Pressemitteilung

„Und Fronleichnam hängen wir die Wäsche raus!“

Vizepräses Bosse-Huber über Fremdheit, Toleranz und gute Erfahrungen

  • Nr. 98/2012
  • 29.6.2012
  • 1984 Zeichen

Auf dem Weg zu mehr Toleranz und Respekt können die Evangelischen Kirchen eine wichtige Rolle spielen, wenn sie sich an ihre eigene Geschichte als religiöse Minderheit erinnern. Das betont Petra Bosse-Huber, Vizepräses der Evangelischen Kirche im Rheinland, in einem Gastbeitrag für das soeben erschienene EKD-Magazin zum Themenjahr 2013 „Reformation und Toleranz“.

„Seit ihren Anfängen am Ende des 16. Jahrhunderts waren viele der ersten protestantischen Gemeinden im Rheinland Diskriminierungen bis hin zu blutiger Verfolgung ausgesetzt“, schreibt Bosse-Huber. Aber die Diasporageschichte der Evangelischen gehöre im Rheinland und in Westfalen durchaus noch zum kulturellen Gedächtnis. Ältere Menschen könnten sich noch daran erinnern, dass evangelische Hausfrauen am katholischen Feiertag Fronleichnam draußen die Wäsche auf die Leine hängten, und dass umgekehrt katholische Bauern gern am Karfreitag Gülle auf dem Feld verteilten.

Geschichten von gestern und vorgestern sind das – aber doch nicht nur. Auf Nachfrage bei Jugendlichen werde deutlich, schreibt Petra Bosse-Huber, dass Schülerinnen und Schüler oder Konfirmandinnen und Konfirmanden sehr wohl Erfahrung mit solchen Grenzen haben.
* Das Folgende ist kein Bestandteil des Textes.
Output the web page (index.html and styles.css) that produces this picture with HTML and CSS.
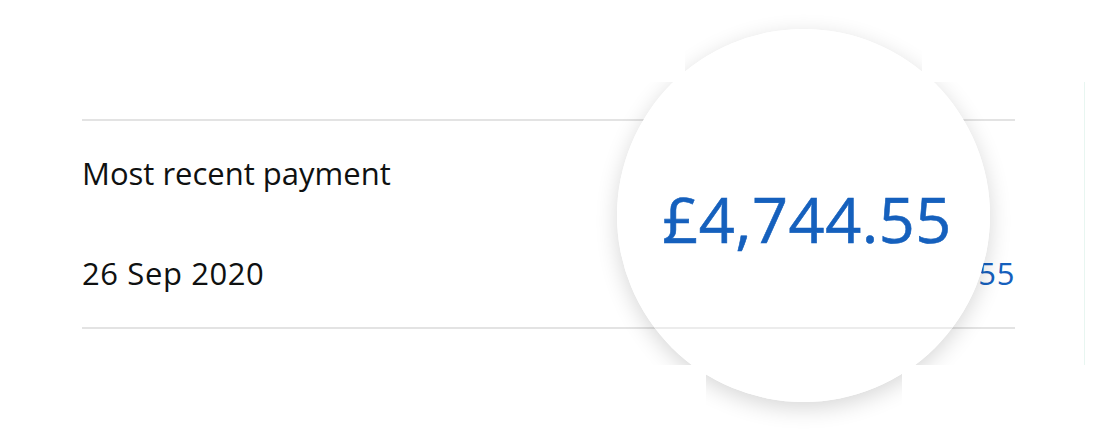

Allerdings verlaufen diese nicht mehr zwischen Evangelischen und Katholischen, sondern zwischen Jugendlichen mit und ohne Migrationshintergrund oder zwischen Christen und Muslimen.

Gesellschaftliche Gruppen, schreibt Bosse-Huber, müssten sich ihrer Rollen bewusst werden: In welcher Situation gehören sie zur Mehrheit oder zur Minderheit, wann brauchen sie Toleranz, wann und warum versagen sie Toleranz und Respekt? Evangelische Christinnen und Christen könnten das Wissen um die eigene Geschichte für die multireligiöse und multikulturelle Gesellschaft fruchtbar machen, indem sie im Erlernen und Einüben von Toleranz eine aktive Rolle einnehmen.